-- WHAT YOU SHOULD DO --
From the entries below, gather each line containing the word "table".

[Data extracted from a collection]
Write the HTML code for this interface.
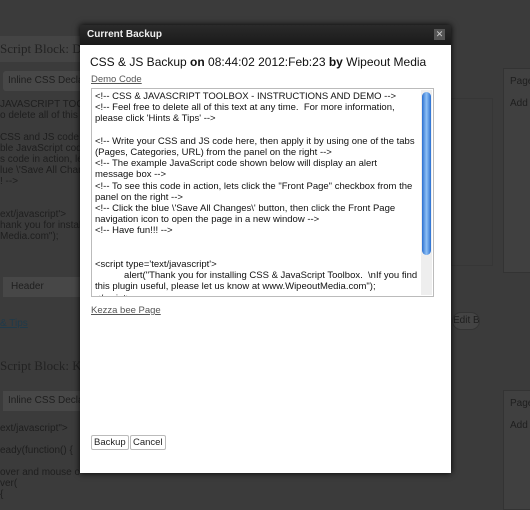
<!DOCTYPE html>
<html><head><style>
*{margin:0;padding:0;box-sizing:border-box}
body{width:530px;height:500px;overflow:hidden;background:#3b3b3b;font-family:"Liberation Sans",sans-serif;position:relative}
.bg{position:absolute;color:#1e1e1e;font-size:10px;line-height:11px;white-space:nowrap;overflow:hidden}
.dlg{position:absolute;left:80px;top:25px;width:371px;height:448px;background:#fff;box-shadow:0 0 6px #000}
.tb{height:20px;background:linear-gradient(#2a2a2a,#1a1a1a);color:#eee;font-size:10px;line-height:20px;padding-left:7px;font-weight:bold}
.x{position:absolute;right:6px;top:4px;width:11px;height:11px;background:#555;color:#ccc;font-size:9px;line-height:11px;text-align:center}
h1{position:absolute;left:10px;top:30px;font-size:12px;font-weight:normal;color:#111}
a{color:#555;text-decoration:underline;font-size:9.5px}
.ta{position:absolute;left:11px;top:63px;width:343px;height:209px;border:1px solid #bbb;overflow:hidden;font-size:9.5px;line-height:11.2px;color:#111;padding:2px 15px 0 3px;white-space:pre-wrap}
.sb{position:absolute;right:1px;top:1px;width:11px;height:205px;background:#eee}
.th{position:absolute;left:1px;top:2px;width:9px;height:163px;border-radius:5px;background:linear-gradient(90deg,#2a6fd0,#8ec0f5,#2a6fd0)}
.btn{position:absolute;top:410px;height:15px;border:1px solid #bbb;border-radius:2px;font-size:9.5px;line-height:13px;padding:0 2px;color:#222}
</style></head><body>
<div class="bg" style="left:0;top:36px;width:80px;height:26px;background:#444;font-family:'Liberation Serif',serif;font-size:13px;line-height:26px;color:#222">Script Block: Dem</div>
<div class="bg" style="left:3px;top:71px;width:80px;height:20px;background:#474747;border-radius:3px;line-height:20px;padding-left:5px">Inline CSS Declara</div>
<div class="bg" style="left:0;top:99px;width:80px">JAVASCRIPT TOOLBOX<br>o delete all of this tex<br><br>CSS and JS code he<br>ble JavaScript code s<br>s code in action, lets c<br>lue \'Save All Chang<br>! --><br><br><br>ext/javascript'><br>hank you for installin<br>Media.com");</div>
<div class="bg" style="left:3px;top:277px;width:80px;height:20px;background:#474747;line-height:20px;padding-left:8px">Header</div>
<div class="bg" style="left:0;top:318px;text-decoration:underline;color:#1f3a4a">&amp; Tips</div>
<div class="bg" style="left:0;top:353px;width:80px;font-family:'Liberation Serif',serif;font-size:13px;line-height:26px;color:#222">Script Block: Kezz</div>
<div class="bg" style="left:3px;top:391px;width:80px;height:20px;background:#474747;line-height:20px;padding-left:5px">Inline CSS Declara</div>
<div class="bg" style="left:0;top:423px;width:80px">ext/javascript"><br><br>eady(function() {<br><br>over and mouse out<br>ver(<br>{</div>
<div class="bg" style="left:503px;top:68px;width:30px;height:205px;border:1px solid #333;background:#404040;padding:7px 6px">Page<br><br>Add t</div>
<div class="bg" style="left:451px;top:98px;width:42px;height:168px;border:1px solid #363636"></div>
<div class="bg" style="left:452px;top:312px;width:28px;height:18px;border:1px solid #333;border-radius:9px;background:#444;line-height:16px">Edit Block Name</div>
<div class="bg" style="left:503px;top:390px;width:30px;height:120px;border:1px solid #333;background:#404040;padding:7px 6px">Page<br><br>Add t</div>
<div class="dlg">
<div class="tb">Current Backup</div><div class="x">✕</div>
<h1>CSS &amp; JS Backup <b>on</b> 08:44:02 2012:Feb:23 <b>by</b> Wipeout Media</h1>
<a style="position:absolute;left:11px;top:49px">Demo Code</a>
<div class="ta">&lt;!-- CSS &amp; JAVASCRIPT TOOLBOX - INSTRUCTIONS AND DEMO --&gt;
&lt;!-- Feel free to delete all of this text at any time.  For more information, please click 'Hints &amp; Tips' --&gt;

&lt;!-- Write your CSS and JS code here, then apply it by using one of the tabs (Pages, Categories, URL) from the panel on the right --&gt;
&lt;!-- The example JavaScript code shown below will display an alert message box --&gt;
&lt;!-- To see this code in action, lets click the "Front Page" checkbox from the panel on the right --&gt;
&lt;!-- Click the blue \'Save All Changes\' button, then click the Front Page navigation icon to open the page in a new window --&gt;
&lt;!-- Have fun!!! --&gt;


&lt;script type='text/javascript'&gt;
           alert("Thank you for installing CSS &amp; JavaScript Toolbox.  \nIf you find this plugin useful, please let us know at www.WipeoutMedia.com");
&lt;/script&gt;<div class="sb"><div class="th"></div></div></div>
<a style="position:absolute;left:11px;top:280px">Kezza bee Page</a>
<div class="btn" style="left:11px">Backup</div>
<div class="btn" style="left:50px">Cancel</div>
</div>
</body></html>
...
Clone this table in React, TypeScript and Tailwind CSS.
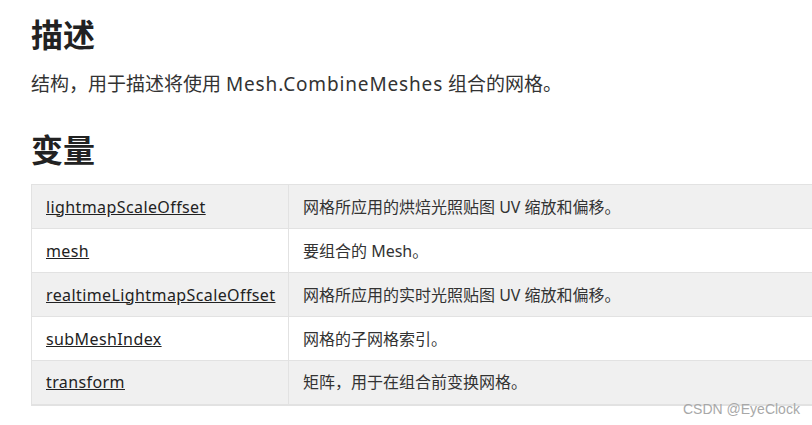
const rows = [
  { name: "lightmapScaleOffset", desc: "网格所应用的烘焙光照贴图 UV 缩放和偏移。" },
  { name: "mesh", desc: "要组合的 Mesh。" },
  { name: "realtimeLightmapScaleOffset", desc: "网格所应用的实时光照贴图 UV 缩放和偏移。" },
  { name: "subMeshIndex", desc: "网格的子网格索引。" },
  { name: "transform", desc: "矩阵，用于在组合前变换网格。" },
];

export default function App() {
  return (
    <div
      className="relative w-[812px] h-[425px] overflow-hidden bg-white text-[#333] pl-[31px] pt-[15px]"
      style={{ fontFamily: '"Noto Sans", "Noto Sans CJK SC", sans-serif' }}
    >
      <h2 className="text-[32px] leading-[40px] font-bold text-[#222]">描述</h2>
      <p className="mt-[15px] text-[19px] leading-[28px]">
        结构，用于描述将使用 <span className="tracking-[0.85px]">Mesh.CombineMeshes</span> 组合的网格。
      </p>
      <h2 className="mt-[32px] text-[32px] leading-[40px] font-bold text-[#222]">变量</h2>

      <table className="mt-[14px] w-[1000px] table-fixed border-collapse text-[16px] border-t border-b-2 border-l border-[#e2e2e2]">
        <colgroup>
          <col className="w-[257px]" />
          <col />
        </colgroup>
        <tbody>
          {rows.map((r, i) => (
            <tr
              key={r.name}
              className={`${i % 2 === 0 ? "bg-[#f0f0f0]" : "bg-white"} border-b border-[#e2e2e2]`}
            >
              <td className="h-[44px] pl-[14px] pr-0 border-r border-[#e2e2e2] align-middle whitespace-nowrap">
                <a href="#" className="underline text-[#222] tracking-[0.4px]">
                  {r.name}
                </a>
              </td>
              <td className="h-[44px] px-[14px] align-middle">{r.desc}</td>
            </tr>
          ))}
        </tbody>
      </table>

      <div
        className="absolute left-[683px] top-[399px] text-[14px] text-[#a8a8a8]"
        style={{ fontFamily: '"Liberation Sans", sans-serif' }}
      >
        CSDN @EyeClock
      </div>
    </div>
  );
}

-- EXERCISE ANSWER --
Clone this table in React, TypeScript and Tailwind CSS.
      <table className="mt-[14px] w-[1000px] table-fixed border-collapse text-[16px] border-t border-b-2 border-l border-[#e2e2e2]">
      </table>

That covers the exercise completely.